Syria faced Western demands to rein in its security forces yesterday after they killed 40 civilians and scores of army deserters, according to activists, the very day it agreed to Arab observers.
Monday’s deal with the Arab League came after weeks of prevarication and failed to convince either the opposition or Western governments, which have been pushing for tough UN action to punish the regime’s deadly protest crackdown.
The opposition Syrian National Council charged that Damascus’ acceptance of the observer mission intended to oversee implementation of a plan to end nine months of bloodshed was merely a “ploy” to head off a threat by the pan-Arab bloc to go to the UN Security Council.
Western delegations said the observer deal would be taken into account in discussions under way in the council on a draft resolution on the crisis, but said Syria would be judged by its actions and not by its words.
“It’s all about implementation,” British UN Ambassador Mark Lyall Grant said after the UN General Assembly overwhelmingly approved a resolution condemning human rights abuses during the crackdown which the world body says has left more than 5,000 people dead.

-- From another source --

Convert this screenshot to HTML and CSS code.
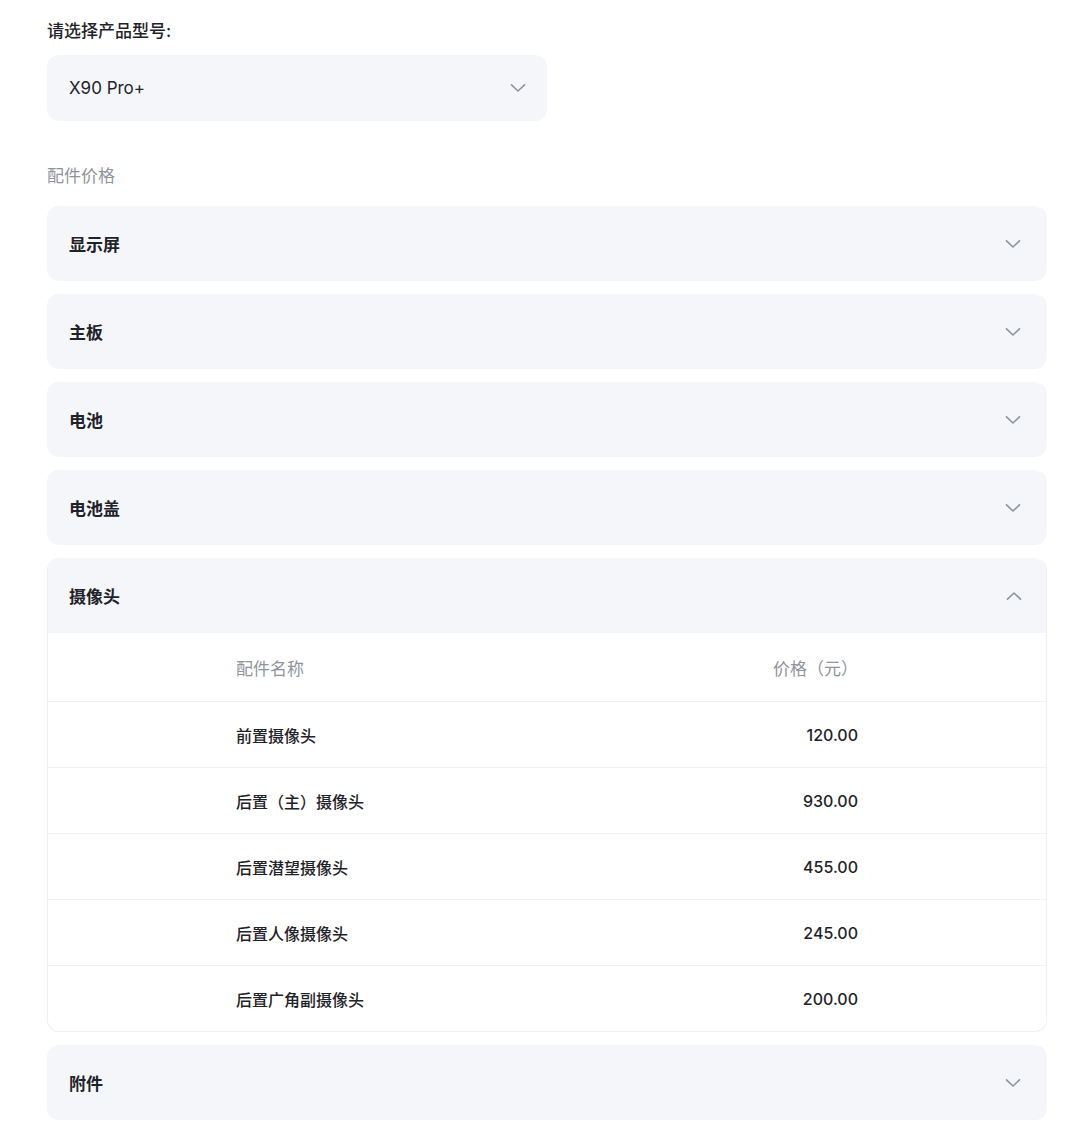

The Arab League said an advance team of observers from Arab countries would head to Damascus within 72 hours, and the mission would last for a renewable initial period of a month.
Syrian Foreign Minister Walid Muallem pledged his government’s full cooperation with the observer mission and expressed hope the bloc would lift sweeping sanctions it imposed on Nov. 27 after an ultimatum to admit the team was not honored.
At a joint news conference in Cairo with Syrian Deputy Foreign Minister Faisal al-Maqdad, who signed the accord, Arab League chief Nabil al-Arabi said an advance team of observers would go to Damascus “within two or three days.”
The plan calls for a complete halt to the violence, releasing detainees and the military’s complete withdrawal from towns and residential zones. Syria must also hold talks with the opposition under the league’s auspices.
Germany yesterday said the test of Syria’s willingness to resolve the crisis lay in its actions on the ground.
“Violence must immediately end, the military withdraw, political prisoners be released and unhindered humanitarian access be granted. These are important conditions for a peaceful change in Syria,” German Foreign Minister Guido Westerwelle said.
There was no sign of the bloodshed easing on Monday. The Syrian Observatory for Human Rights said between 60 and 70 army deserters were gunned down as they fled their posts in Idlib Province in the northwest close to the border with Turkey, while 40 civilians were killed elsewhere.
Meanwhile, a law took effect yesterday, imposing the death penalty on anyone arming “terrorists,” state media said.
“The law provides for the death penalty for anyone providing weapons or helping to provide weapons intended for the carrying out of terrorist acts,” the official SANA news agency said.
Anyone found guilty of weapons smuggling would be handed sentences ranging from 15 years to life imprisonment. The government claims terrorists are behind the nine-month uprising.